▶ _EXERCISE PROMPT_: Reproduce each line of the material exactly, minus any picture.

▶ _DATA PROVIDED_:

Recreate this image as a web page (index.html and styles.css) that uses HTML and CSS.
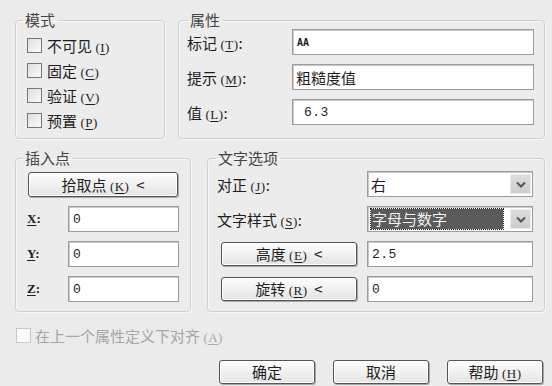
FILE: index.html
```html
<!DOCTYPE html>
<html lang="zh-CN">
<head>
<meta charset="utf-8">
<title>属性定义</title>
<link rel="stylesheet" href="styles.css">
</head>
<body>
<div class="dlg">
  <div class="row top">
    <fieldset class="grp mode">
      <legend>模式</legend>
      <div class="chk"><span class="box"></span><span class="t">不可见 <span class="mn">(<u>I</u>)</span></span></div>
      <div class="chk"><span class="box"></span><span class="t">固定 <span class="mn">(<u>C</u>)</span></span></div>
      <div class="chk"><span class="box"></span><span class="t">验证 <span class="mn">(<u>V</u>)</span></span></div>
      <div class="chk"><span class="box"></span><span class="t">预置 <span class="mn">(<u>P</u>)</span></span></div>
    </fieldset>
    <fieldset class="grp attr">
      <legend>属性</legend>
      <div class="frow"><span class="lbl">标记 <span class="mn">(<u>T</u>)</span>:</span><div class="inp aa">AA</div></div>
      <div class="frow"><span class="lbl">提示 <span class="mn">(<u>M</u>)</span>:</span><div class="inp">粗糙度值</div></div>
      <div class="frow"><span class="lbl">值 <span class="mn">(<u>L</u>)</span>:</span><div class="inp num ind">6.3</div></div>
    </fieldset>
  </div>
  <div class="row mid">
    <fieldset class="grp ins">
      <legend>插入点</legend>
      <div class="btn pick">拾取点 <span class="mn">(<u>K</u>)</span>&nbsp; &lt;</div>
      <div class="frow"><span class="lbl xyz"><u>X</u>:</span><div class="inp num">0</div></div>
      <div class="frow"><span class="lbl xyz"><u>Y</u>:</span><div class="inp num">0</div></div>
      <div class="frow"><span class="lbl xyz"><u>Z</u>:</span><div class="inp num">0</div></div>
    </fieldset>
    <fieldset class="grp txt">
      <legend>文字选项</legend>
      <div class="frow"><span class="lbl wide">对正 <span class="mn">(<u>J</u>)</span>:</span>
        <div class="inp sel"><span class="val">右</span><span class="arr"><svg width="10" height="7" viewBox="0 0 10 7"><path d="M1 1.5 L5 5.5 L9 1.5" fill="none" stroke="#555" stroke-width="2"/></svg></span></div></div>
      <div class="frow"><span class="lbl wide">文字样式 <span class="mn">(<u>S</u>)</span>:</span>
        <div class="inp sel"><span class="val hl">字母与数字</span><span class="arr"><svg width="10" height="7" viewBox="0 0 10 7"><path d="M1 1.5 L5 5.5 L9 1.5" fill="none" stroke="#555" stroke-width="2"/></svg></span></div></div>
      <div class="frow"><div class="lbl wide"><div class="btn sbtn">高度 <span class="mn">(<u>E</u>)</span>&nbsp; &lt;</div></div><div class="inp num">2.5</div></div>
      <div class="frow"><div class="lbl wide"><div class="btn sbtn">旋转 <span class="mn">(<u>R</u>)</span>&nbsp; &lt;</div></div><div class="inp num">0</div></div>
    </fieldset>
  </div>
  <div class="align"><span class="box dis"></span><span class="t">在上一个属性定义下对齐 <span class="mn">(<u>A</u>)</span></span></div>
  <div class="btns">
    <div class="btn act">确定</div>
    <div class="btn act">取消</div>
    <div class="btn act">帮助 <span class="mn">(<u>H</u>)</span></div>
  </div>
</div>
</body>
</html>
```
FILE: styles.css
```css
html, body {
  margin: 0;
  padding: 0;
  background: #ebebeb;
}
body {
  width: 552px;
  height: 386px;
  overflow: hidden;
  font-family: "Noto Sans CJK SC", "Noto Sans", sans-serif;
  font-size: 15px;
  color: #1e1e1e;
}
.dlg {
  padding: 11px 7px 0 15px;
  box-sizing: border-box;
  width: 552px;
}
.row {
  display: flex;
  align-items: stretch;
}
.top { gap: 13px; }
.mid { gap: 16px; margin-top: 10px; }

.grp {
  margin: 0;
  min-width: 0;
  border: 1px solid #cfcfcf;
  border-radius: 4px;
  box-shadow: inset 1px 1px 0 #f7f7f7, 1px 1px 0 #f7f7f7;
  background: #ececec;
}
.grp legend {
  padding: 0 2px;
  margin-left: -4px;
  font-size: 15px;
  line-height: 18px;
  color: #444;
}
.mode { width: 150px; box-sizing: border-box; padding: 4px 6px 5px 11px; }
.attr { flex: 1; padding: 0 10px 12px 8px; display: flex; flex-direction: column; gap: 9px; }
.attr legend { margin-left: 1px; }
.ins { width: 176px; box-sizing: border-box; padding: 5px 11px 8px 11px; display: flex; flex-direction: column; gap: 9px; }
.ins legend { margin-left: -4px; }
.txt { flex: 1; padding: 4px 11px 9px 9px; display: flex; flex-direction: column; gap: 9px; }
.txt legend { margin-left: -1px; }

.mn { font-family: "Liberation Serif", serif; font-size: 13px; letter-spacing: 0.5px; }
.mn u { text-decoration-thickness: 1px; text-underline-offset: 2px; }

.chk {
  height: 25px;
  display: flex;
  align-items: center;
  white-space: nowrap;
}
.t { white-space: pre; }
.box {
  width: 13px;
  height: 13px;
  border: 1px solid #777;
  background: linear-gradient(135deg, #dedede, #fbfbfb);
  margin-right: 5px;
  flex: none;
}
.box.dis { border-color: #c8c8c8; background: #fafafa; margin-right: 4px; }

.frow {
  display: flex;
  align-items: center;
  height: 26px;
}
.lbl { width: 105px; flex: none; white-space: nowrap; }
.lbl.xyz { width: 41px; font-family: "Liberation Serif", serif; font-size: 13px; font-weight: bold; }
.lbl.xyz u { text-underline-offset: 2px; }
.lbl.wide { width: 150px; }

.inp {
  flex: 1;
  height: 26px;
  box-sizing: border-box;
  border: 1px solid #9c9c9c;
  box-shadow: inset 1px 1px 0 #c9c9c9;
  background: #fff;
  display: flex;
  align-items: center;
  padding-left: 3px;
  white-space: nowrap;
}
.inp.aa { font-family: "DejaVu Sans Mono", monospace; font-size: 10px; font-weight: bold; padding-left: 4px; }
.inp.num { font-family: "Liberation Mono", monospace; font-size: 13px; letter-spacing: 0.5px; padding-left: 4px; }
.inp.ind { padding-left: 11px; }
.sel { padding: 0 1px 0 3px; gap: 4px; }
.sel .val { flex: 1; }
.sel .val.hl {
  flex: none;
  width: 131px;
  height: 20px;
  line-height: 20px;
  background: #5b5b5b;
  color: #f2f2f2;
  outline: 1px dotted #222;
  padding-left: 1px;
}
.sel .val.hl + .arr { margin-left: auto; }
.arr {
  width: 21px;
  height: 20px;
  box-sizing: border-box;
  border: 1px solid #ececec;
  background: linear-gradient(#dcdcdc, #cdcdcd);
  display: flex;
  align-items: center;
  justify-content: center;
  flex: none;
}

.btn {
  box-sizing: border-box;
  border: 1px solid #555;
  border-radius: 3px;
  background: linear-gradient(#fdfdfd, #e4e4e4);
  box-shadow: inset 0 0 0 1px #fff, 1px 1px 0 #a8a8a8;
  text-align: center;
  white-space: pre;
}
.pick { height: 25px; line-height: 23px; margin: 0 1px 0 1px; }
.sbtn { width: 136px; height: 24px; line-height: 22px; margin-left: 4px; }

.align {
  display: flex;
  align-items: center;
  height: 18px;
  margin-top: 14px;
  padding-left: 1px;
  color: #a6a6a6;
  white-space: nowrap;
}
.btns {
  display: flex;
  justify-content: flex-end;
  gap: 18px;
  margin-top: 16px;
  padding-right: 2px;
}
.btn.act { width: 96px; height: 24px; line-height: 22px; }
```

▶ _OUTPUT OF THE TASK_:
Recreate this image as a web page (index.html and styles.css) that uses HTML and CSS.
FILE: index.html
```html
<!DOCTYPE html>
<html lang="zh-CN">
<head>
<meta charset="utf-8">
<title>属性定义</title>
<link rel="stylesheet" href="styles.css">
</head>
<body>
<div class="dlg">
  <div class="row top">
    <fieldset class="grp mode">
      <legend>模式</legend>
      <div class="chk"><span class="box"></span><span class="t">不可见 <span class="mn">(<u>I</u>)</span></span></div>
      <div class="chk"><span class="box"></span><span class="t">固定 <span class="mn">(<u>C</u>)</span></span></div>
      <div class="chk"><span class="box"></span><span class="t">验证 <span class="mn">(<u>V</u>)</span></span></div>
      <div class="chk"><span class="box"></span><span class="t">预置 <span class="mn">(<u>P</u>)</span></span></div>
    </fieldset>
    <fieldset class="grp attr">
      <legend>属性</legend>
      <div class="frow"><span class="lbl">标记 <span class="mn">(<u>T</u>)</span>:</span><div class="inp aa">AA</div></div>
      <div class="frow"><span class="lbl">提示 <span class="mn">(<u>M</u>)</span>:</span><div class="inp">粗糙度值</div></div>
      <div class="frow"><span class="lbl">值 <span class="mn">(<u>L</u>)</span>:</span><div class="inp num ind">6.3</div></div>
    </fieldset>
  </div>
  <div class="row mid">
    <fieldset class="grp ins">
      <legend>插入点</legend>
      <div class="btn pick">拾取点 <span class="mn">(<u>K</u>)</span>&nbsp; &lt;</div>
      <div class="frow"><span class="lbl xyz"><u>X</u>:</span><div class="inp num">0</div></div>
      <div class="frow"><span class="lbl xyz"><u>Y</u>:</span><div class="inp num">0</div></div>
      <div class="frow"><span class="lbl xyz"><u>Z</u>:</span><div class="inp num">0</div></div>
    </fieldset>
    <fieldset class="grp txt">
      <legend>文字选项</legend>
      <div class="frow"><span class="lbl wide">对正 <span class="mn">(<u>J</u>)</span>:</span>
        <div class="inp sel"><span class="val">右</span><span class="arr"><svg width="10" height="7" viewBox="0 0 10 7"><path d="M1 1.5 L5 5.5 L9 1.5" fill="none" stroke="#555" stroke-width="2"/></svg></span></div></div>
      <div class="frow"><span class="lbl wide">文字样式 <span class="mn">(<u>S</u>)</span>:</span>
        <div class="inp sel"><span class="val hl">字母与数字</span><span class="arr"><svg width="10" height="7" viewBox="0 0 10 7"><path d="M1 1.5 L5 5.5 L9 1.5" fill="none" stroke="#555" stroke-width="2"/></svg></span></div></div>
      <div class="frow"><div class="lbl wide"><div class="btn sbtn">高度 <span class="mn">(<u>E</u>)</span>&nbsp; &lt;</div></div><div class="inp num">2.5</div></div>
      <div class="frow"><div class="lbl wide"><div class="btn sbtn">旋转 <span class="mn">(<u>R</u>)</span>&nbsp; &lt;</div></div><div class="inp num">0</div></div>
    </fieldset>
  </div>
  <div class="align"><span class="box dis"></span><span class="t">在上一个属性定义下对齐 <span class="mn">(<u>A</u>)</span></span></div>
  <div class="btns">
    <div class="btn act">确定</div>
    <div class="btn act">取消</div>
    <div class="btn act">帮助 <span class="mn">(<u>H</u>)</span></div>
  </div>
</div>
</body>
</html>
```
FILE: styles.css
```css
html, body {
  margin: 0;
  padding: 0;
  background: #ebebeb;
}
body {
  width: 552px;
  height: 386px;
  overflow: hidden;
  font-family: "Noto Sans CJK SC", "Noto Sans", sans-serif;
  font-size: 15px;
  color: #1e1e1e;
}
.dlg {
  padding: 11px 7px 0 15px;
  box-sizing: border-box;
  width: 552px;
}
.row {
  display: flex;
  align-items: stretch;
}
.top { gap: 13px; }
.mid { gap: 16px; margin-top: 10px; }

.grp {
  margin: 0;
  min-width: 0;
  border: 1px solid #cfcfcf;
  border-radius: 4px;
  box-shadow: inset 1px 1px 0 #f7f7f7, 1px 1px 0 #f7f7f7;
  background: #ececec;
}
.grp legend {
  padding: 0 2px;
  margin-left: -4px;
  font-size: 15px;
  line-height: 18px;
  color: #444;
}
.mode { width: 150px; box-sizing: border-box; padding: 4px 6px 5px 11px; }
.attr { flex: 1; padding: 0 10px 12px 8px; display: flex; flex-direction: column; gap: 9px; }
.attr legend { margin-left: 1px; }
.ins { width: 176px; box-sizing: border-box; padding: 5px 11px 8px 11px; display: flex; flex-direction: column; gap: 9px; }
.ins legend { margin-left: -4px; }
.txt { flex: 1; padding: 4px 11px 9px 9px; display: flex; flex-direction: column; gap: 9px; }
.txt legend { margin-left: -1px; }

.mn { font-family: "Liberation Serif", serif; font-size: 13px; letter-spacing: 0.5px; }
.mn u { text-decoration-thickness: 1px; text-underline-offset: 2px; }

.chk {
  height: 25px;
  display: flex;
  align-items: center;
  white-space: nowrap;
}
.t { white-space: pre; }
.box {
  width: 13px;
  height: 13px;
  border: 1px solid #777;
  background: linear-gradient(135deg, #dedede, #fbfbfb);
  margin-right: 5px;
  flex: none;
}
.box.dis { border-color: #c8c8c8; background: #fafafa; margin-right: 4px; }

.frow {
  display: flex;
  align-items: center;
  height: 26px;
}
.lbl { width: 105px; flex: none; white-space: nowrap; }
.lbl.xyz { width: 41px; font-family: "Liberation Serif", serif; font-size: 13px; font-weight: bold; }
.lbl.xyz u { text-underline-offset: 2px; }
.lbl.wide { width: 150px; }

.inp {
  flex: 1;
  height: 26px;
  box-sizing: border-box;
  border: 1px solid #9c9c9c;
  box-shadow: inset 1px 1px 0 #c9c9c9;
  background: #fff;
  display: flex;
  align-items: center;
  padding-left: 3px;
  white-space: nowrap;
}
.inp.aa { font-family: "DejaVu Sans Mono", monospace; font-size: 10px; font-weight: bold; padding-left: 4px; }
.inp.num { font-family: "Liberation Mono", monospace; font-size: 13px; letter-spacing: 0.5px; padding-left: 4px; }
.inp.ind { padding-left: 11px; }
.sel { padding: 0 1px 0 3px; gap: 4px; }
.sel .val { flex: 1; }
.sel .val.hl {
  flex: none;
  width: 131px;
  height: 20px;
  line-height: 20px;
  background: #5b5b5b;
  color: #f2f2f2;
  outline: 1px dotted #222;
  padding-left: 1px;
}
.sel .val.hl + .arr { margin-left: auto; }
.arr {
  width: 21px;
  height: 20px;
  box-sizing: border-box;
  border: 1px solid #ececec;
  background: linear-gradient(#dcdcdc, #cdcdcd);
  display: flex;
  align-items: center;
  justify-content: center;
  flex: none;
}

.btn {
  box-sizing: border-box;
  border: 1px solid #555;
  border-radius: 3px;
  background: linear-gradient(#fdfdfd, #e4e4e4);
  box-shadow: inset 0 0 0 1px #fff, 1px 1px 0 #a8a8a8;
  text-align: center;
  white-space: pre;
}
.pick { height: 25px; line-height: 23px; margin: 0 1px 0 1px; }
.sbtn { width: 136px; height: 24px; line-height: 22px; margin-left: 4px; }

.align {
  display: flex;
  align-items: center;
  height: 18px;
  margin-top: 14px;
  padding-left: 1px;
  color: #a6a6a6;
  white-space: nowrap;
}
.btns {
  display: flex;
  justify-content: flex-end;
  gap: 18px;
  margin-top: 16px;
  padding-right: 2px;
}
.btn.act { width: 96px; height: 24px; line-height: 22px; }
```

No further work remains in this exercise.